Anyway, therefore, both men & women can be in either role – ie. the “misser” & “the missee”. Best wishes to you & Ed
No worries about long comments
Thanks for sharing and am happy that you have moved on.
So true, men and women can be either role. We never can generalised anything….
Thanks for your best wishes and I have not decided !!!!!!!!!!!!! Headache…headache…
其实改变国籍后,许多人后悔回中国有诸多不便,签证难办,工作准证难申请,再想改回中国籍难于登天。我倒有一个绝妙的法子,因为改回中国籍虽然难,但难的只是中国大陆,若是申请香港,澳门和台湾居民,就相对容易一些。只是香港,澳门和台湾出入大陆也还是受限制,台湾的情况更是特殊,而且要成为香港,澳门和台湾公民也需在当地生活和工作几年。
X君发了关于是否该改变国籍的感言,我也有感而发,想说上几句。对于我来说,你生就中国人的面孔,即便是香蕉人,也剥不去那层黄皮,你无法转换基因,在种族一栏你永远要填Chinese, 我不知道有些改变国籍人士每天忙于向人解释自己是华人而不是中国人的时候是什么感受,而当别人坚持你是中国人拒绝认同你的时候又是何感受?
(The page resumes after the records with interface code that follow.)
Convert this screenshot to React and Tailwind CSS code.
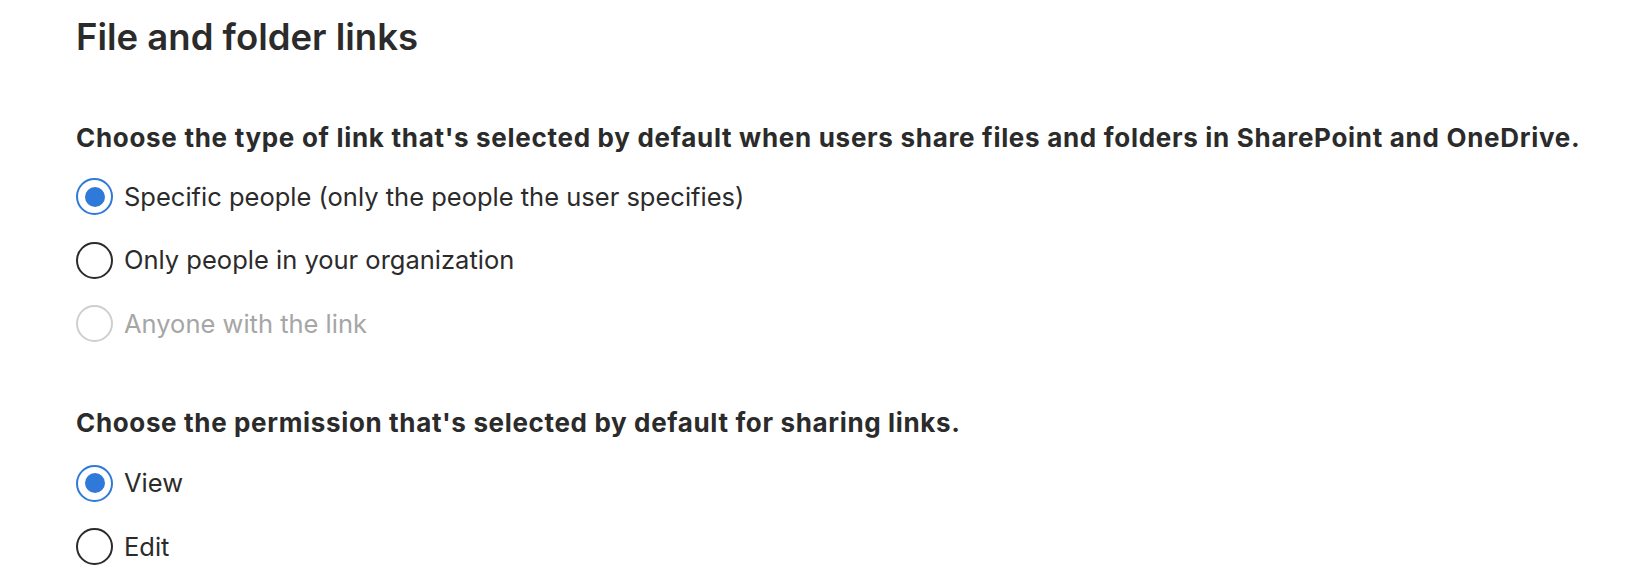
import React from "react";

function Radio({ checked, disabled, label }) {
    return (
        <label className="flex h-[63.5px] items-center gap-[11px]">
            <span
                className={
                    "flex h-[37px] w-[37px] shrink-0 items-center justify-center rounded-full border-[2px] " +
                    (checked ? "border-[#2f7ad8]" : disabled ? "border-[#cfcfcf]" : "border-[#2b2b2b]")
                }
            >
                {checked && <span className="h-[20px] w-[20px] rounded-full bg-[#2f7ad8]" />}
            </span>
            <span className={"text-[25.5px] " + (disabled ? "text-[#a6a6a6]" : "text-[#2b2b2b]")}>
                {label}
            </span>
        </label>
    );
}

export default function App() {
    return (
        <main className="min-h-screen bg-white pl-[76px] pt-[14px] font-['Inter',sans-serif] text-[#2b2b2b]">
            <h1 className="text-[36.5px] font-semibold leading-[46px]">File and folder links</h1>

            <section className="mt-[60px]">
                <h2 className="text-[26px] font-bold leading-[36px] tracking-[0.7px]">
                    Choose the type of link that's selected by default when users share files and folders in SharePoint and OneDrive.
                </h2>
                <div className="mt-[9px] flex flex-col">
                    <Radio checked label="Specific people (only the people the user specifies)" />
                    <Radio label="Only people in your organization" />
                    <Radio disabled label="Anyone with the link" />
                </div>
            </section>

            <section className="mt-[49px]">
                <h2 className="text-[26px] font-bold leading-[36px] tracking-[0.65px]">
                    Choose the permission that's selected by default for sharing links.
                </h2>
                <div className="mt-[11px] flex flex-col">
                    <Radio checked label="View" />
                    <Radio label="Edit" />
                </div>
            </section>
        </main>
    );
}
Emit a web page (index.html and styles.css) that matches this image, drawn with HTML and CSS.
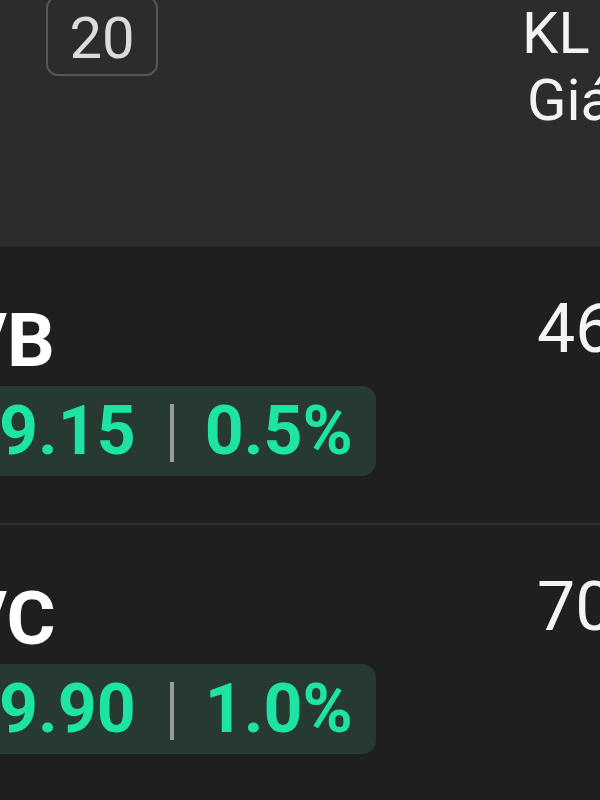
FILE: index.html
```html
<!DOCTYPE html>
<html lang="vi">
<head>
  <meta charset="UTF-8">
  <meta name="viewport" content="width=device-width, initial-scale=1.0">
  <title>Bảng giá</title>
  <link rel="stylesheet" href="styles.css">
</head>
<body>

  <div class="header">
    <div class="header-left">
      <div class="count">20</div>
    </div>
    <div class="header-right">
      <div>KL</div>
      <div class="sub">Giá</div>
    </div>
  </div>

  <div class="row">
    <div class="left">
      <div class="name">VB</div>
      <div class="pill">9.15<span class="sep"></span>0.5%</div>
    </div>
    <div class="right">46</div>
  </div>

  <div class="row">
    <div class="left">
      <div class="name">VC</div>
      <div class="pill">9.90<span class="sep"></span>1.0%</div>
    </div>
    <div class="right">70</div>
  </div>

</body>
</html>
```

FILE: styles.css
```css
html, body {
  margin: 0;
  padding: 0;
  height: 100%;
}

body {
  font-family: Roboto, "Liberation Sans", sans-serif;
  background-color: #1f1f1f;
  color: #fff;
  overflow: hidden;
  white-space: nowrap;
}

.header {
  display: flex;
  height: 246px;
  background-color: #2c2c2c;
  border-bottom: 1px solid #262626;
}

.header-left {
  width: 522px;
  flex-shrink: 0;
}

.count {
  width: 112px;
  height: 80px;
  margin-top: -4px;
  margin-left: 46px;
  border: 2px solid #565656;
  border-radius: 12px;
  box-sizing: border-box;
  display: flex;
  align-items: center;
  justify-content: center;
  padding-top: 4px;
  font-size: 58px;
  color: #dcdcdc;
}

.header-right {
  font-size: 58px;
  line-height: 67px;
  color: #f2f2f2;
}

.header-right .sub {
  padding-left: 5px;
}

.row {
  display: flex;
  height: 276px;
  border-bottom: 2px solid #333;
}

.left {
  width: 557px;
  flex-shrink: 0;
  margin-left: -20px;
  padding-top: 55px;
}

.name {
  margin-left: -22px;
  font-size: 75px;
  font-weight: bold;
  line-height: 76px;
}

.pill {
  display: inline-block;
  margin-top: 8px;
  height: 90px;
  line-height: 90px;
  padding: 0 23px 0 19px;
  border-radius: 14px;
  background-color: #263a32;
  color: #1ee4a3;
  font-size: 68px;
  font-weight: bold;
}

.sep {
  display: inline-block;
  width: 4px;
  height: 58px;
  margin: 0 31px 0 34px;
  vertical-align: -8px;
  background-color: #9a9a9a;
}

.right {
  padding-top: 48px;
  font-size: 68px;
  line-height: 68px;
  color: #f4f4f4;
}
```
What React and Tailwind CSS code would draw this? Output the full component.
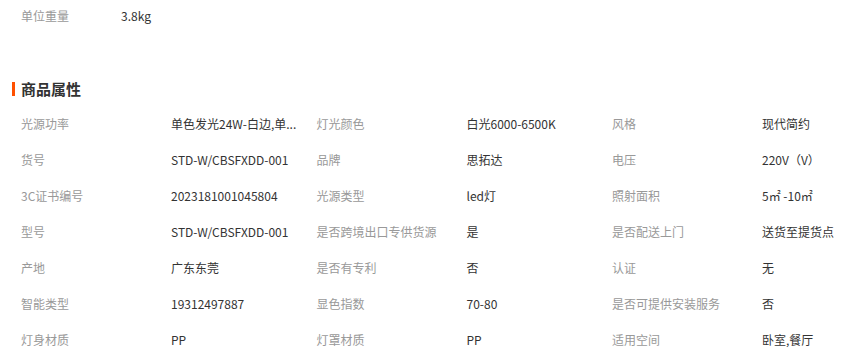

另一方面来讲,心有多大,世界就有多大。我从来不是实用主义者,算不出改变国籍究竟能换来多少实惠,我只知道,当你面对一个土生土长的国人,不管你是哪国人,他心胸够包容的都能认同你;而对于那些排他情结很重的人,如种族主义者或移民优先论者(即那些认为自己是早期移民而排斥新移民者),无论你来自哪国他都会排斥你。更何况“乡音无改”,新移民即便与旧移民同种也无法完全除去多年修来的气质与口音。也就是说,在一个人人都有国际观的环境里,你是哪国人并不重要,不同背景文化可能更有助于思想碰撞,激发火化。而在思想狭隘的国度,如非同种,你就世世代代处于非同种族的尴尬境地,只能被动期待变革;如属同种,你就等待下一代被认同。 当今世界全球化得那么厉害,做个地球人比做某国人舒服多了,何必折腾呢。我可不想将来后代埋怨我。
除非是因为对中国绝望,我们不会这么做。祖国是娘老子,除非她赶你走,娃儿多了娘老子照顾不过来,我等可能得不到足够的爱,纵使走遍天涯,娘老子也不知我等的辛酸,可是娘老子毕竟是娘老子,谁叫你长得像她还留者她的血呢!
sorry.posted wrongly.
如果我是你,我想我会做同样的选择。。。